— Begin —

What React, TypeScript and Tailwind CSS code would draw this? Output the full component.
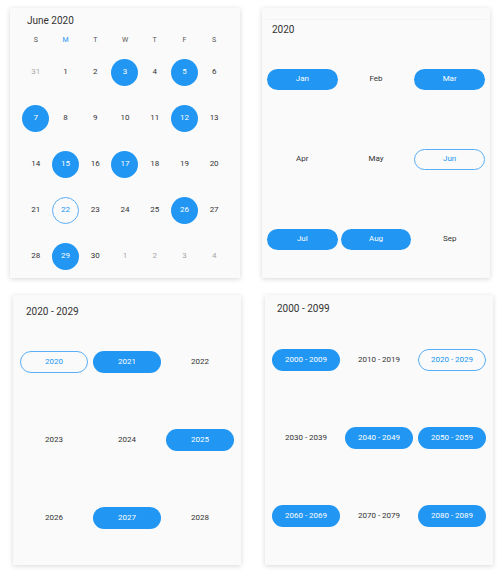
import React from 'react';

type Cell = { label: string; state?: 'selected' | 'today' | 'muted' };

const card = 'bg-[#fafafa] shadow-[0_1px_5px_rgba(0,0,0,0.16)] h-[270px]';

const Pill: React.FC<{ cell: Cell; h: string }> = ({ cell, h }) => {
  if (cell.state === 'selected') {
    return (
      <div className={`w-full ${h} rounded-full bg-[#2196f3] text-white flex items-center justify-center`}>
        {cell.label}
      </div>
    );
  }
  if (cell.state === 'today') {
    return (
      <div className={`w-full ${h} rounded-full border border-[#5aaef5] text-[#2196f3] flex items-center justify-center`}>
        {cell.label}
      </div>
    );
  }
  return <div className={`w-full ${h} text-[#333] flex items-center justify-center`}>{cell.label}</div>;
};

const days: Cell[][] = [
  [{ label: '31', state: 'muted' }, { label: '1' }, { label: '2' }, { label: '3', state: 'selected' }, { label: '4' }, { label: '5', state: 'selected' }, { label: '6' }],
  [{ label: '7', state: 'selected' }, { label: '8' }, { label: '9' }, { label: '10' }, { label: '11' }, { label: '12', state: 'selected' }, { label: '13' }],
  [{ label: '14' }, { label: '15', state: 'selected' }, { label: '16' }, { label: '17', state: 'selected' }, { label: '18' }, { label: '19' }, { label: '20' }],
  [{ label: '21' }, { label: '22', state: 'today' }, { label: '23' }, { label: '24' }, { label: '25' }, { label: '26', state: 'selected' }, { label: '27' }],
  [{ label: '28' }, { label: '29', state: 'selected' }, { label: '30' }, { label: '1', state: 'muted' }, { label: '2', state: 'muted' }, { label: '3', state: 'muted' }, { label: '4', state: 'muted' }],
];

const months: Cell[][] = [
  [{ label: 'Jan', state: 'selected' }, { label: 'Feb' }, { label: 'Mar', state: 'selected' }],
  [{ label: 'Apr' }, { label: 'May' }, { label: 'Jun', state: 'today' }],
  [{ label: 'Jul', state: 'selected' }, { label: 'Aug', state: 'selected' }, { label: 'Sep' }],
];

const years: Cell[][] = [
  [{ label: '2020', state: 'today' }, { label: '2021', state: 'selected' }, { label: '2022' }],
  [{ label: '2023' }, { label: '2024' }, { label: '2025', state: 'selected' }],
  [{ label: '2026' }, { label: '2027', state: 'selected' }, { label: '2028' }],
];

const decades: Cell[][] = [
  [{ label: '2000 - 2009', state: 'selected' }, { label: '2010 - 2019' }, { label: '2020 - 2029', state: 'today' }],
  [{ label: '2030 - 2039' }, { label: '2040 - 2049', state: 'selected' }, { label: '2050 - 2059', state: 'selected' }],
  [{ label: '2060 - 2069', state: 'selected' }, { label: '2070 - 2079' }, { label: '2080 - 2089', state: 'selected' }],
];

const MonthView = () => (
  <div className={`${card} w-[230px]`}>
    <div className="h-[24px] flex items-center pl-[17px] text-[10px] text-[#333]">June 2020</div>
    <div className="grid grid-cols-7 px-[11px] h-[16px] items-center text-[7px] text-[#555]">
      {['S', 'M', 'T', 'W', 'T', 'F', 'S'].map((d, i) => (
        <div key={i} className={`text-center ${i === 1 ? 'text-[#2196f3]' : ''}`}>{d}</div>
      ))}
    </div>
    <div className="mt-[1px] px-[11px]">
      {days.map((row, r) => (
        <div key={r} className="grid grid-cols-7 h-[46px] items-center text-[8px]">
          {row.map((c, i) => (
            <div key={i} className="flex justify-center">
              {c.state === 'selected' ? (
                <div className="w-[27px] h-[27px] rounded-full bg-[#2196f3] text-white flex items-center justify-center">{c.label}</div>
              ) : c.state === 'today' ? (
                <div className="w-[27px] h-[27px] rounded-full border border-[#5aaef5] text-[#2196f3] flex items-center justify-center">{c.label}</div>
              ) : (
                <div className={`w-[27px] h-[27px] flex items-center justify-center ${c.state === 'muted' ? 'text-[#a8a8a8]' : 'text-[#333]'}`}>{c.label}</div>
              )}
            </div>
          ))}
        </div>
      ))}
    </div>
  </div>
);

const YearView = () => (
  <div className={`${card} w-[228px]`}>
    <div className="mt-[11px] mx-[3px] border-t border-[#f3f3f3] h-[20px] flex items-center pl-[7px] text-[10px] text-[#333]">2020</div>
    <div className="px-[5px]">
      {months.map((row, r) => (
        <div key={r} className="grid grid-cols-3 gap-[3px] h-[80px] items-center text-[8px]">
          {row.map((c, i) => (
            <Pill key={i} cell={c} h="h-[21px]" />
          ))}
        </div>
      ))}
    </div>
  </div>
);

const RangeView: React.FC<{ title: string; cells: Cell[][]; head: string; pl: string }> = ({ title, cells, head, pl }) => (
  <div className={`${card} w-[228px]`}>
    <div className={`${head} ${pl} text-[10px] leading-[12px] text-[#333]`}>{title}</div>
    <div className="px-[7px]">
      {cells.map((row, r) => (
        <div key={r} className="grid grid-cols-3 gap-[5px] h-[78px] items-center text-[8px]">
          {row.map((c, i) => (
            <Pill key={i} cell={c} h="h-[22px]" />
          ))}
        </div>
      ))}
    </div>
  </div>
);

export default function App() {
  return (
    <div className="w-[501px] h-[580px] bg-white font-['Roboto',sans-serif]">
      <div className="flex pt-[8px] pl-[10px] gap-[22px]">
        <MonthView />
        <YearView />
      </div>
      <div className="flex mt-[17px] pl-[13px] gap-[24px]">
        <RangeView title="2020 - 2029" cells={years} head="h-[28px] pt-[11px]" pl="pl-[13px]" />
        <RangeView title="2000 - 2099" cells={decades} head="h-[26px] pt-[8px]" pl="pl-[12px]" />
      </div>
    </div>
  );
}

— End —

_PROBLEM REQUIREMENTS:_
Restate, line by line and word for word, everything from the top of the material through the line that contains "const card = 'bg-[#fafafa]". Leave pictures out.

_SOLUTION FOR THIS EXERCISE:_
What React, TypeScript and Tailwind CSS code would draw this? Output the full component.
import React from 'react';

type Cell = { label: string; state?: 'selected' | 'today' | 'muted' };

const card = 'bg-[#fafafa] shadow-[0_1px_5px_rgba(0,0,0,0.16)] h-[270px]';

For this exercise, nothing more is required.